Mike Foss said:
That's exactly why I suggested a parenting class. If lines of
communication were what they should be between you and
your kids, there would be no need to covertly monitor them.
So you say, and you are certainly entitled to express your opinion about
my parenting skills even though you know so little about this situation.
I have good quality communication with my children, but I also know that
even good kids lie to their parents about some things. And kids have an
annoying habit of thinking they can handle stuff or that they know
better.
I consider this to be no worse than checking their computers to see what
they've been up to. Maybe you wouldn't do that either, but I think it's
a parent's responsibility to check periodically to see that your kids
are telling you the truth, rather than just taking their word for it.
I have to check the computers because I tell my kids not to do certain
things while online and of course they still do stuff that endangers
them and me. I need to know what those things are so that I can deal
with them.
I'm not going to go into the reasons why I want to monitor a couple of
phone conversations, because it's no one's business but mine. Suffice to
say that I think it's necessary for the welfare of my children. I can
use any information I glean to make adjustments if necessary without
revealing exactly what I know or how I know it.

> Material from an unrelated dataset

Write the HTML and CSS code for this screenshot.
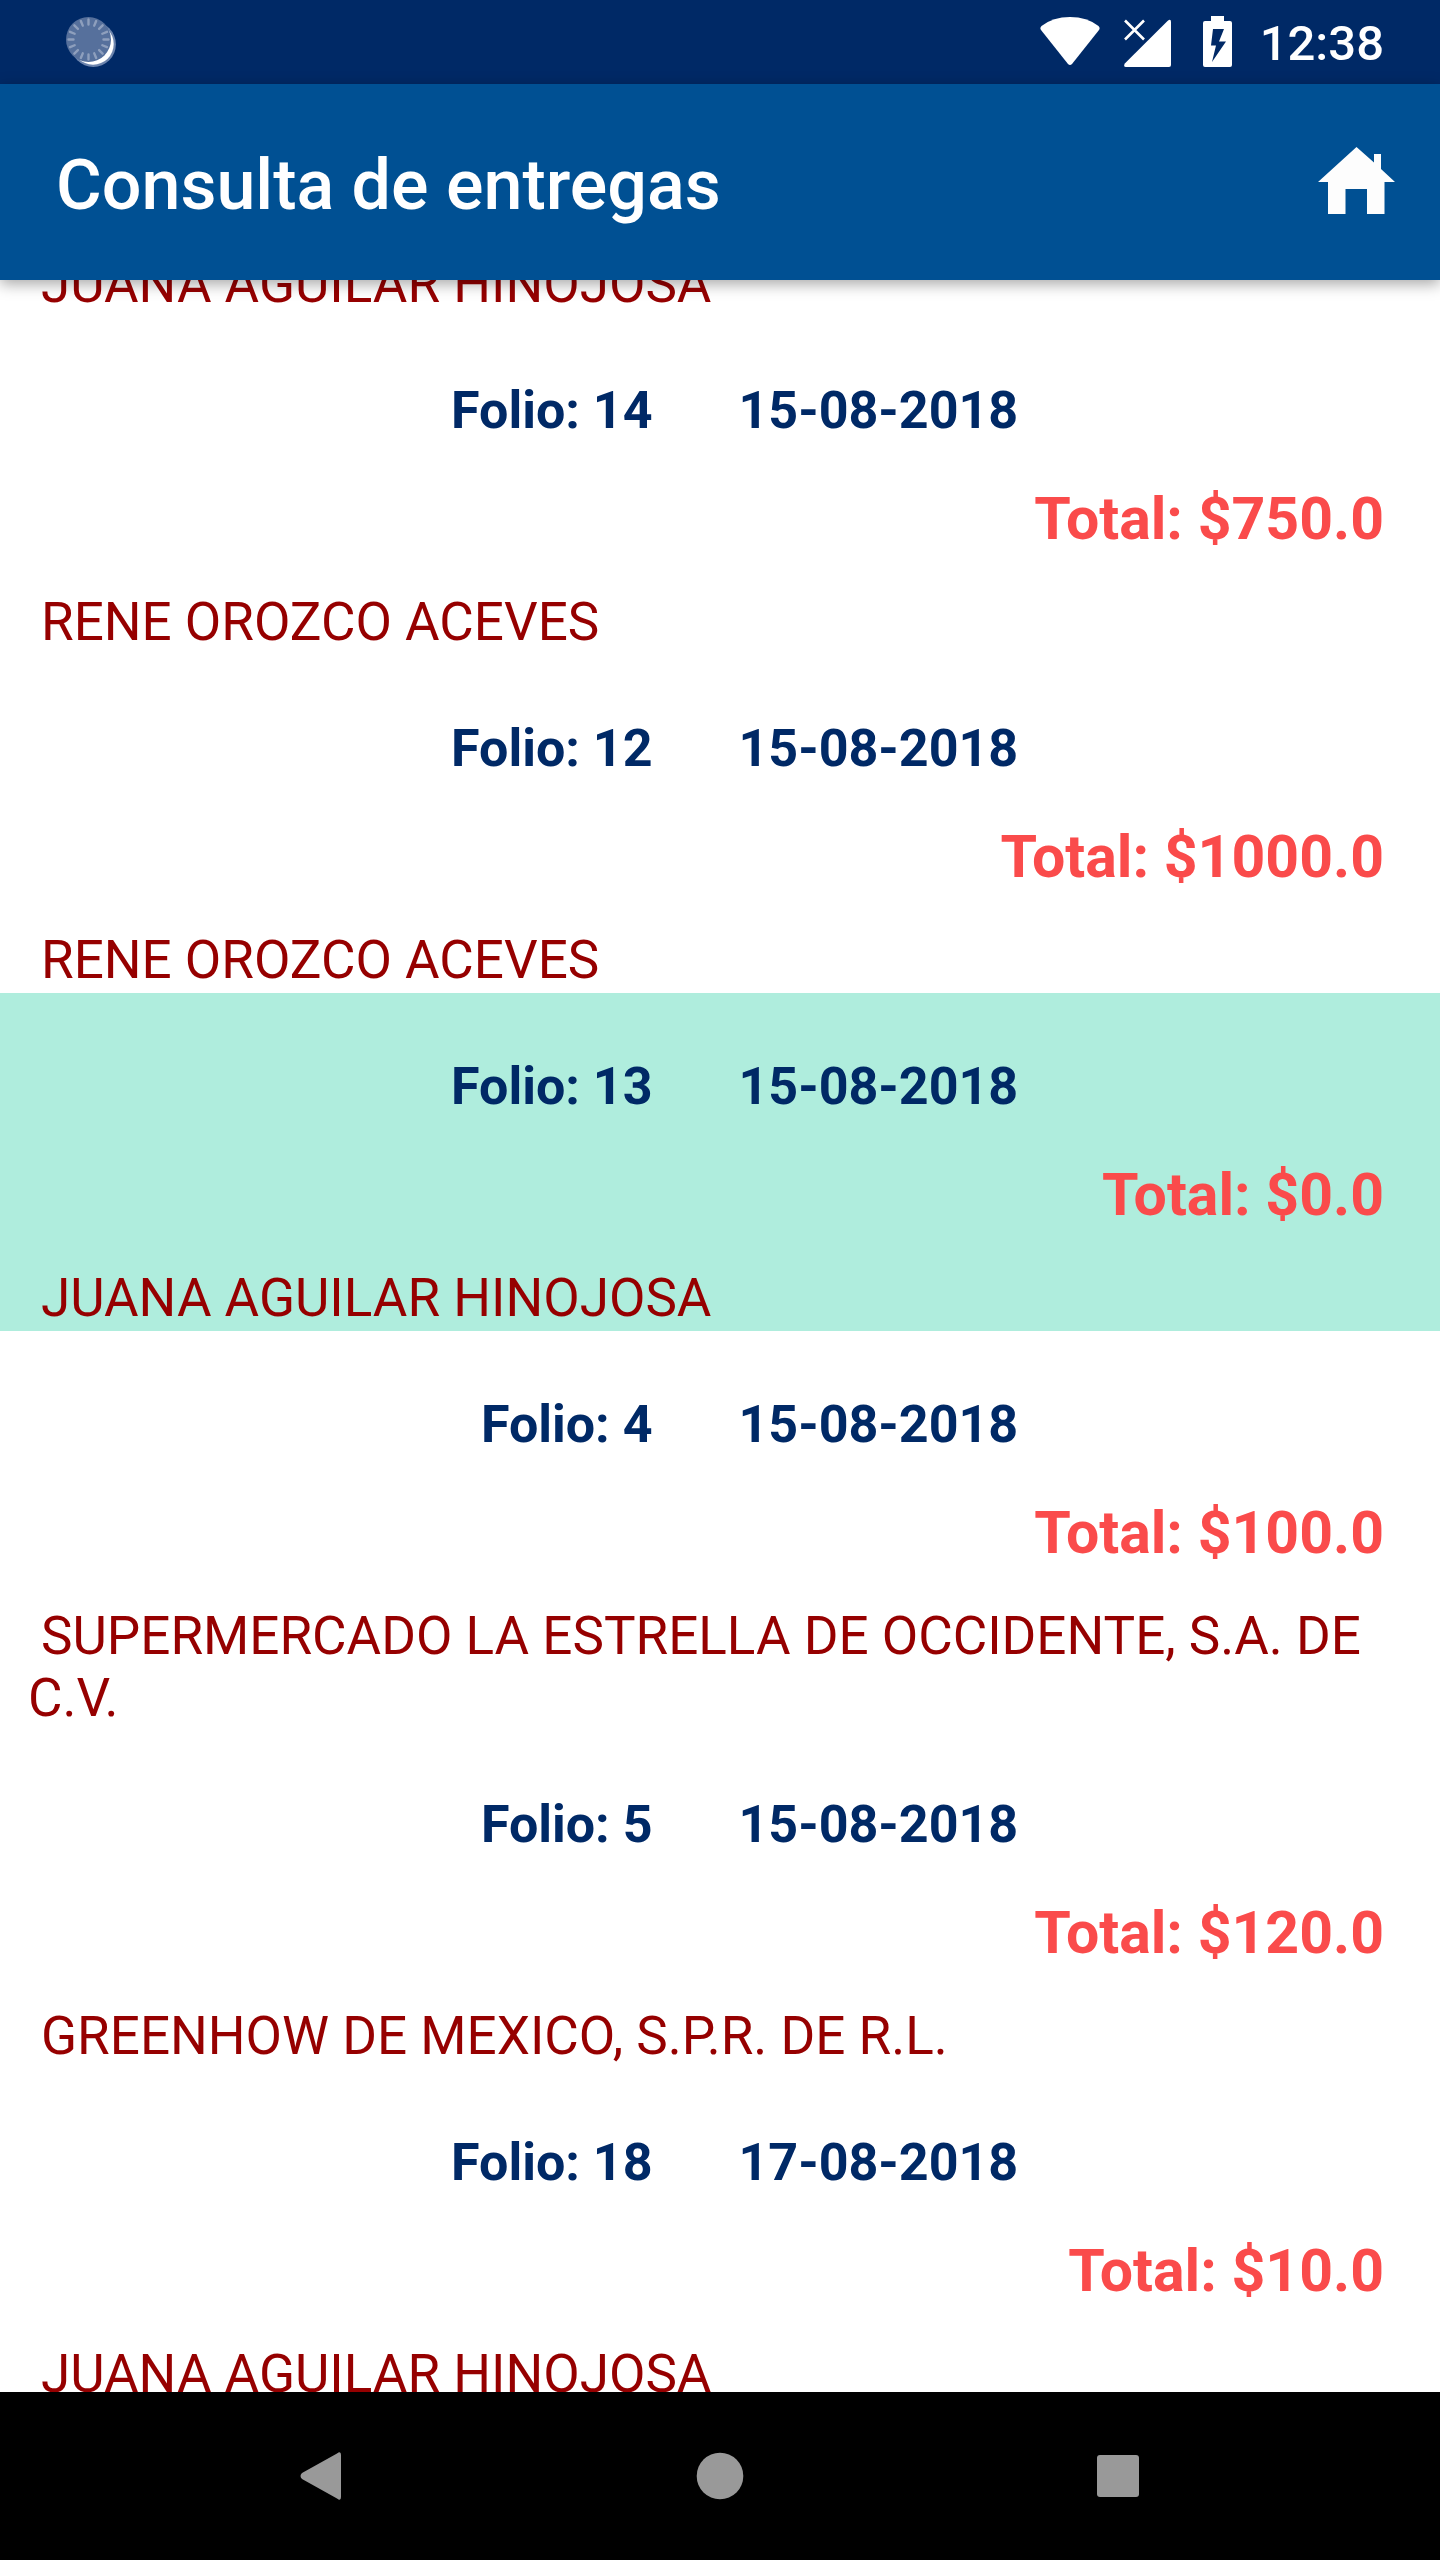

And put yourself in their place. Eventually they will find out
what you're up to.
Perhaps. Perhaps not. I'm trying to avoid that. Either way, I believe as
a parent I have a right and an obligation to monitor their behavior,
using whatever means I think are necessary. I've made it quite clear
that anything they do on their computer is subject to my control and
review, and if it comes up, I'm going to say the same thing about their
phone. They won't be traumatized by it.